According to the activist, the issues in the student’s letter are too many
and unrelated. In the letter, the student also agrees to go for guidance and counselling from the principal and not involve herself in a group. Usually, schools have counsellors and there are specific teachers or people tasked to do this. It would hardly therefore the work of the principal to do that. Again, it seems the student has been made to believe groups are bad. The question therefore is, at what point does the school allow interaction? “It is unlikely that with the work that a principal has they would get time to do individual counselling for students,” says a teacher in a school in Nairobi.
Granted, the Kadzonzo school principal had time to counsel the students, the concern is what the content of the sessions would be. In the letter, the student says she would change to ‘be a good person and put God first in everything she does’. “Without doubt, the student, if that was her confession in the first place, has been asked to prejudge herself. There is nothing spiritual about her confession to put God first. She was meant to believe, if indeed she held or kissed another girl, she was a sinner,” says Christine Mwangi, a student of psychology at the University of Nairobi.

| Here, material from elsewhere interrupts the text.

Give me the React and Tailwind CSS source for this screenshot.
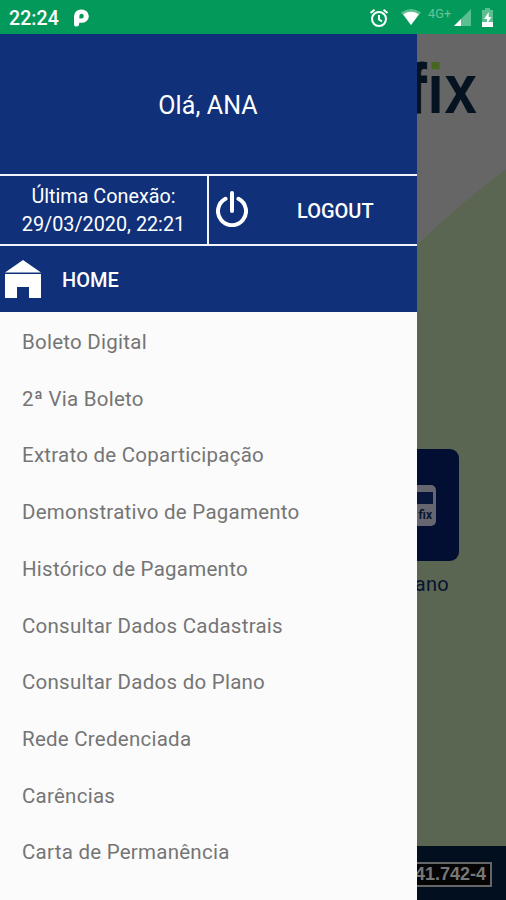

“Often, guilt trips just damage the person instead of helping them. Those girls would need counselling for trauma the incident has caused them rather than their alleged misconduct. Imagine the torment from other students, “she adds.
Sadly, due to prejudices, some parents agreed to read their daughters the riot act and now they are back to the school. Blinded by this, parents have refused to play their duties to establish the underlying problem in the school. They should have posed to ask: “Why did some of the teachers dispute the head mistresses version of events? Why were their daughters expelled without proof?
This is the second expulsion in less than six months. Last year, students in Moi High School in Eldoret were expelled over the same matter of lesbianism. Nothing came out of the ‘investigation’ and things just went quiet.
When moral issues, stereotypes and misinformation form the basis of why a female student should be expelled from school, the education system fails in its role, says Christine.